The supreme court in Wilharms v. Wilharms, 93 Wis.2d 671, 675, 287 N.W.2d 779, 782 (1980), indicated that the procedures recited in sec. 807.05, Stats., are alternate methods, rather than mandatory collective ones, for memorializing an agreement or stipulation:

This provision is explicit and requires that in order for any agreement or stipulation between the parties to be binding it must be made in court and entered in the minutes; recorded by the court reporter; or made in writing and subscribed by the party or the party's attorney who is to be bound. [Emphasis added.]

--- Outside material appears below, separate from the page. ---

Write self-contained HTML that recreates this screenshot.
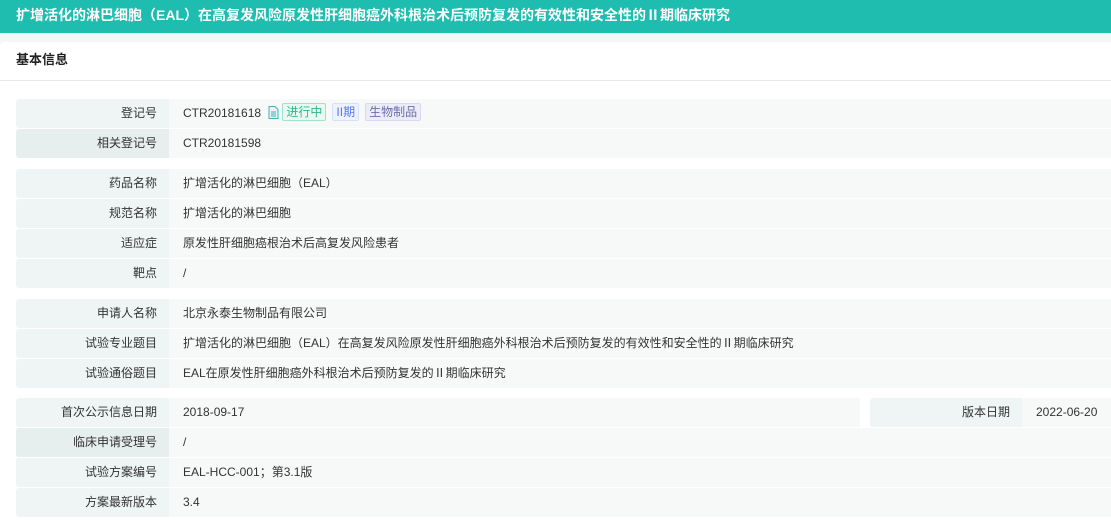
<!DOCTYPE html>
<html><head><meta charset="utf-8"><style>
body{margin:0;width:1111px;height:525px;overflow:hidden;background:#f5f6f7;font-family:"Liberation Sans","Noto Sans CJK SC",sans-serif;font-size:12px;color:#333}
.hd{height:33px;background:#1fbdb0;color:#fff;font-weight:bold;font-size:14px;line-height:31px;padding-left:16px;white-space:nowrap}
.card{position:absolute;top:42px;left:0;width:1111px;height:483px;background:#fff;border-radius:4px 0 0 0}
.st{height:38px;line-height:36px;padding-left:16px;font-weight:bold;font-size:13px;color:#222;border-bottom:1px solid #e6e8ea}
.row{position:absolute;left:16px;width:1095px;height:29px;line-height:29px}
.l{position:absolute;left:0;top:0;width:141px;height:29px;text-align:right;padding-right:12px;background:#eef5f4;border-radius:3px 0 0 3px}
.l.d{background:#e6efee}
.v{position:absolute;left:153px;top:0;right:0;height:29px;padding-left:14px;background:#f7f9f9}
.tag{display:inline-block;height:16px;line-height:16px;padding:0 3px;border:1px solid;border-radius:2px;margin-left:3px;vertical-align:1px}
</style></head><body>
<div class="hd">扩增活化的淋巴细胞（EAL）在高复发风险原发性肝细胞癌外科根治术后预防复发的有效性和安全性的Ⅱ期临床研究</div>
<div class="card"><div class="st">基本信息</div></div>
<div class="row" style="top:99px"><div class="l">登记号</div><div class="v">CTR20181618 <svg width="11" height="13" viewBox="0 0 11 13" style="vertical-align:-2px;margin-left:4px"><path d="M1 .5h6l3 3v9H1z" fill="#eef" stroke="#3ab7a8"/><path d="M3 6h5M3 8h5M3 10h5" stroke="#3ab7a8"/></svg><span class="tag" style="color:#2bb88a;border-color:#9fe3cc;background:#eaf8f3">进行中</span><span class="tag" style="color:#5878f0;border-color:#d6dffc;background:#eef2ff;margin-left:6px">II期</span><span class="tag" style="color:#6d6dac;border-color:#d8d8ee;background:#ececf7;margin-left:6px">生物制品</span></div></div>
<div class="row" style="top:129px"><div class="l d">相关登记号</div><div class="v">CTR20181598</div></div>
<div class="row" style="top:169px"><div class="l">药品名称</div><div class="v">扩增活化的淋巴细胞（EAL）</div></div>
<div class="row" style="top:199px"><div class="l">规范名称</div><div class="v">扩增活化的淋巴细胞</div></div>
<div class="row" style="top:229px"><div class="l">适应症</div><div class="v">原发性肝细胞癌根治术后高复发风险患者</div></div>
<div class="row" style="top:259px"><div class="l">靶点</div><div class="v">/</div></div>
<div class="row" style="top:299px"><div class="l">申请人名称</div><div class="v">北京永泰生物制品有限公司</div></div>
<div class="row" style="top:329px"><div class="l">试验专业题目</div><div class="v">扩增活化的淋巴细胞（EAL）在高复发风险原发性肝细胞癌外科根治术后预防复发的有效性和安全性的Ⅱ期临床研究</div></div>
<div class="row" style="top:359px"><div class="l">试验通俗题目</div><div class="v">EAL在原发性肝细胞癌外科根治术后预防复发的Ⅱ期临床研究</div></div>
<div class="row" style="top:398px"><div class="l">首次公示信息日期</div><div class="v" style="right:251px">2018-09-17</div><div class="l" style="left:854px;width:140px">版本日期</div><div class="v" style="left:1006px">2022-06-20</div></div>
<div class="row" style="top:428px"><div class="l d">临床申请受理号</div><div class="v">/</div></div>
<div class="row" style="top:458px"><div class="l">试验方案编号</div><div class="v">EAL-HCC-001；第3.1版</div></div>
<div class="row" style="top:488px"><div class="l">方案最新版本</div><div class="v">3.4</div></div>
</body></html>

Section 807.05, Stats., is in the nature of a statute of frauds. See Gliniecki v. Borden, Inc., 444 F.Supp. 619, 621 (E.D.Wis.1978); 2 Wisconsin Pleading & Practice § 18.04 (3d ed. 1977). The rule seeks to prevent disputes and uncertainties as to what was agreed upon. Burnham v. Smith, 11 Wis. 258, 259 (1860); see also 2 Wisconsin Pleading & Practice at § 18.04. Use of either of the alternative methods under the statute accomplishes this purpose. Therefore, the failure of the parties to place the stipulation upon the record or enter it in the court minutes does not defeat its enforceability since it was reflected in the totality of the writings between the attorneys and subscribed by them. 4

Furthermore, we note that aside from the operation of sec. 807.05, Stats., the parties to a courtesy agreement have an ethical obligation to abide by their agreement:

This section is based on subsection 269.46(2). The only change in the former rule is the addition of the words "or recorded by the reporter." Requiring a minutes entry when an oral stipulation is recorded by the court reporter is duplicative and has been held by the Wisconsin Supreme Court to be unnecessary. It should be emphasized that this statute in no way diminishes counsel's ethical obligation to abide by all oral and off-the-record stipulations. [Emphasis added; footnotes omitted.]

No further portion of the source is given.